Bufera sui radicali, gli unici presenti L'ira di Pier Luigi: "Vadano per la loro strada"

Dalla Rassegna stampa

«Quanto si agitano», dice a sera Rita Bernardini davanti ai timori del Pd. «Lo facessero di più per le questioni politiche che poniamo». La pattuglia radicale alla Camera è nel mirino dei democratici. Bersani e compagni hanno scoperto da una nota, poco prima che Berlusconi prendesse la parola alla Camera, che Elisabetta Coscioni, Marco Beltrandi, Matteo Mecacci, Maurizio Turco e appunto Rita Bernardini, sarebbero entrati in aula per ascoltare il presidente del Consiglio. Asserragliati - come fanno da mesi - nel banco più alto alla sinistra dell'emiciclo, sono stati ringraziati dal premier e applauditi, due volte, dalla maggioranza. A caldo, Rosy Bindi sbotta con il presidente della Camera Fini: «Mi chiedo per quanto tempo ancora un partito come il mio debba sopportare questa umiliazione». Lo psicodramma continua nell'ufficio del capogruppo Dario Franceschini: ci sono Bersani, D'Alema, Fioroni, Letta, e lei - Rosy Bindi - la più infuriata. Urla: «Cacciamoli via». Ne nasce una discussione che sfocia poi nella dichiarazione pubblica, e gelida, del segretario: «I radicali si sono autosospesi, ne prendiamo atto. Seguano la loro strada, affari loro».

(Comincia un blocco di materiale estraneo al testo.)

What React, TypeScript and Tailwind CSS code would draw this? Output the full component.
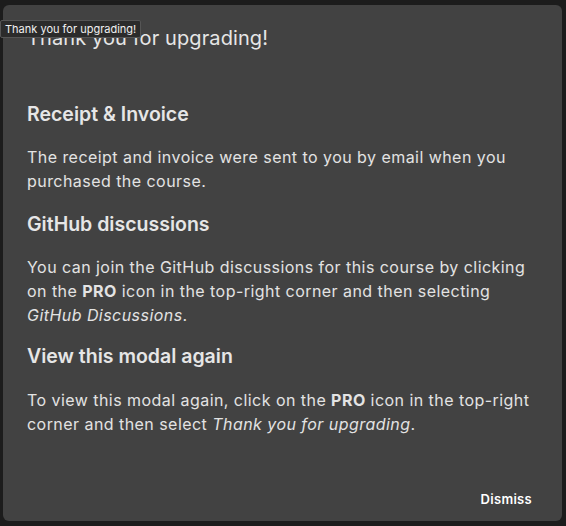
export default function App() {
  return (
    <div
      className="relative w-[566px] h-[526px] overflow-hidden bg-[#1c1c1c] text-[#e6e6e6]"
      style={{ fontFamily: 'Inter, "Noto Sans", sans-serif' }}
    >
      {/* modal */}
      <div className="absolute left-[3px] top-[5px] w-[559px] h-[516px] rounded-[6px] bg-[#424242] px-[24px] pt-[17px] pb-[14px] flex flex-col">
        <h1 className="text-[20px] leading-[32px] font-normal tracking-[0.1px]">Thank you for upgrading!</h1>

        <h2 className="mt-[46px] text-[19.5px] leading-[28px] font-semibold">Receipt &amp; Invoice</h2>
        <p className="mt-[17px] text-[16px] leading-[24px] tracking-[0.45px] text-[#e3e3e3]">
          The receipt and invoice were sent to you by email when you purchased the course.
        </p>

        <h2 className="mt-[17px] text-[19.5px] leading-[28px] font-semibold">GitHub discussions</h2>
        <p className="mt-[17px] text-[16px] leading-[24px] tracking-[0.45px] text-[#e3e3e3]">
          You can join the GitHub discussions for this course by clicking on the <b className="font-bold">PRO</b> icon in
          the top-right corner and then selecting <i>GitHub Discussions</i>.
        </p>

        <h2 className="mt-[15px] text-[19.5px] leading-[28px] font-semibold">View this modal again</h2>
        <p className="mt-[18px] text-[16px] leading-[24px] tracking-[0.45px] text-[#e3e3e3]">
          To view this modal again, click on the <b className="font-bold">PRO</b> icon in the top-right corner and then
          select <i>Thank you for upgrading</i>.
        </p>

        <div className="mt-auto flex justify-end pr-[6px]">
          <button className="text-[13px] leading-[16px] font-semibold tracking-[0.3px] text-white">Dismiss</button>
        </div>
      </div>

      {/* tooltip */}
      <div className="absolute left-0 top-[20px] h-[18px] px-[4px] flex items-center rounded-[2px] border border-[#555] bg-[#2b2b2b] text-[11px] text-[#f0f0f0]">
        Thank you for upgrading!
      </div>
    </div>
  );
}
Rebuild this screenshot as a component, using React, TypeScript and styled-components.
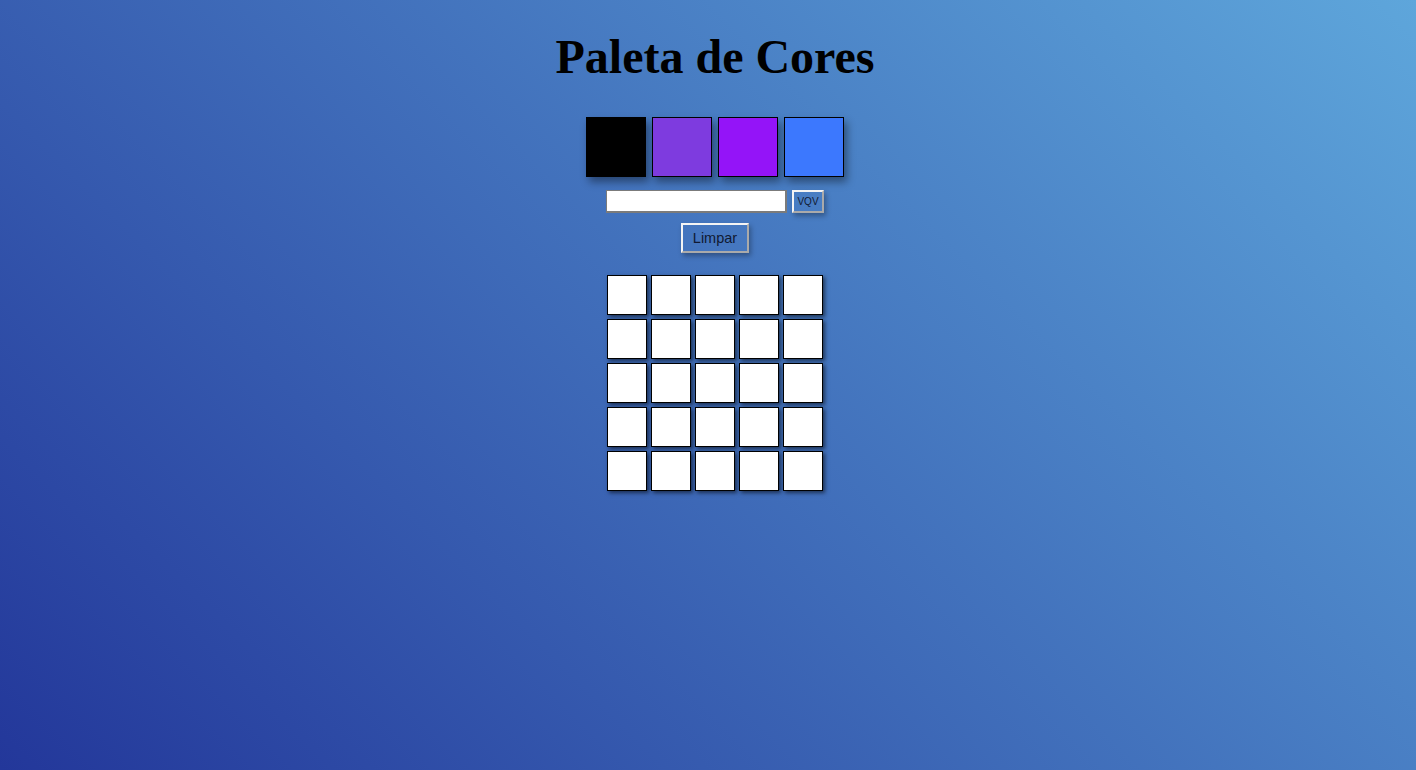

Dal quartier generale di Marco Pannella in realtà filtrano dichiarazioni rassicuranti sul voto di oggi: «Voteremo la sfiducia al governo come abbiamo sempre fatto», dice Maurizio Turco. Lo stesso si legge in un comunicato in cui lo stesso Pannella replica a Luca Volonté, dell'Udc, che aveva detto: «I radicali tornano alla casa del padre, abbandonata nel '94»: «Solo quelli di Famiglia Cristiana e Marco Follini - scrive il leader radicale - avrebbero voluto che si andasse a onorare l'istituzione parlamentare, andando ad ascoltare, intervenire e a votare, come noi, la sfiducia». Lo chiarisce seccata anche Rita Bernardini: «Bastava ascoltare le mie parole in aula». «Non voteremo la fiducia al governo - aveva detto ma siamo qui per rispetto delle istituzioni». Si era poi rivolta a Fini: «Lo facevamo anche quando parlava Almirante e tutta l'unità partitocratica se ne andava». Parole che non sono servite a rassicurare il Pd. «Non votare la fiducia può anche dire uscire, astenersi», ragionavano al Nazareno, dove si diffonde un sospetto già emerso il 29 settembre, quando i radicali non votarono la sfiducia a Romano senza avvertire il gruppo. «E se c'entrasse il rinnovo della convenzione di Radio radicale con la presidenza del Consiglio?», chiede qualcuno. Fatto sta che il problema politico è aperto da tempo, che il gruppo pd dopo la vicenda Romano si era riunito e aveva passato la palla al segretario, e che doveva esserci un incontro tra Bersani e Pannella di cui non si è saputo più nulla. «Ci dicono che siamo congelati chiosa la Bernardini - ma noi siamo abituati a lottare. Io, per protestare contro la situazione delle carceri, sono al trentesimo giorno di sciopero della fame».